Raw Foods and Social Situations
Raw Foods and Social Situations
Summer is in full swing. We’re bombarded with social events that inevitably revolve around food—potlucks, barbecues, picnics, receptions, celebrations of every sort. This is the season people gather with loved ones for reunions, weddings, graduations and family vacations. Food has for eons been the focal point of social gatherings in nearly every culture. That is not going to change, and we raw foodists can’t pretend we can change it. In our culture today, however, the sad fact is that food, in social settings, tends to be ... less than optimal for health.
Family is by far the trickiest obstacle you will have to navigate—especially when family members aren’t supportive of your dietary choices. Mothers and grandmothers will take it personally if you don’t have seconds of all your childhood favorites. Grandmothers, indeed, all belong to a secret society whose agenda is to “strengthen” (read: “fatten”) the next generation. Eat something—you’re wasting away … You’ve got to eat … It’s good for you …
Breads and cakes, sweet pies and sugary cobblers and starchy casseroles … these are the tools of their cult. Keep in mind, though, that family members usually truly do love you and have your best interests at heart. However misguidedly, they are only trying to help when they ask, as my mother did just this past week, “But what are you eating for protein, dear?”
We need also to overcome our need to avoid drawing attention to our eating habits. “Normal” eating is so normal, we tend to think, that those of us deliberately living outside the norm ought somehow to hide that fact. “I’m on a diet” seems to pass. People understand that. But “I don’t eat meat” or “I only eat raw” or “I don’t eat in the evening” seem, to most, odd. And none of us likes to feel odd. So we give in to all manner of sumptuous fare for appearance’s sake, from not wanting to rock the boat. See, I'm loading my plate with potato salad and chocolate cake just like you, so I'm okay. Aren’t I?
Most of us are decidedly normal in the excuses we make. Celebration is the classic summertime excuse. Can’t I celebrate? After all, I've been so good. A little bit won’t hurt, just this once … Except when a little bit turns out to be not so little after all and we end up reaching for the Tums, bemoaning our lack of willpower later.
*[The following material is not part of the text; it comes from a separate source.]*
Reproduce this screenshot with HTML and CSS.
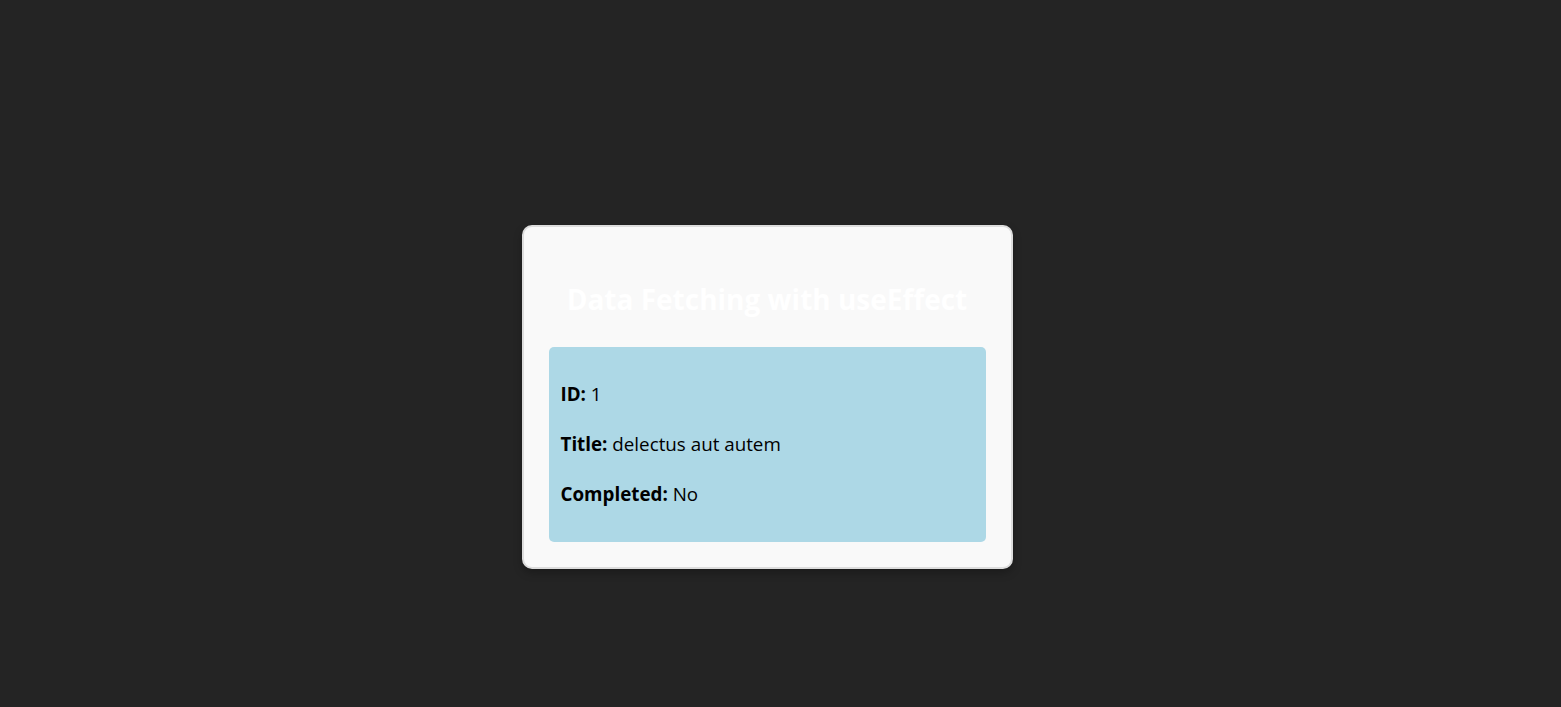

Here are a few lessons I’ve learned about sailing smoothly through gatherings of friends and junk food… Bring your own food. This seems obvious, but is worth mentioning. Bring all the delicious raw foods you can to a food event. At least you’ll know you’ll have something to eat and won’t be obsessing about food the whole time. This will free you to get on with the most important part—enjoying the celebration and the people you love.
Another necessary tactic: Eat ahead of time. This way you can easily avoid giving in to temptations and you’ll have a ready-made excuse. “Oh, thanks. But I’ve just eaten.” Variation for use with your cultist aunts and grandmothers: “I’ve just eaten. But can I take some home for later?”
Decide deliberately and quietly, as the event starts, as you approach the buffet table, what you’ll eat. An instant plan, if you will. I’ll have a little bowl of those berries … and one of those … and a couple of these … and that’s it. When you’re done, praise yourself quietly. I decided. I did it. I’m done.
Finally, find something to do that doesn’t focus on food. A good game of Boggle. Charades. “Dave, I’d love you to show me your model railroad.” Croquet in the back yard. Even a little stand-up comedy. Whatever your diversion, it will take your mind off the hot dogs and beer, not to mention your friends’ minds off their notion that you ought to be downing those hot dogs and frothy Foster’s.
Where there’s a will there’s a way, goes the old saying. But your social gatherings shouldn’t be a grinding exercise in willpower. It’s the way, you see—deliberate, thoughtful method—that helps raise your social events above the level of mere will. The best way to deal with social situations while trying to maintain a healthy raw food diet: Plan your strategies ahead of time and stick to them. You’ll feel all the better for it, physically and mentally. And your grandma will still love you in the end, I promise!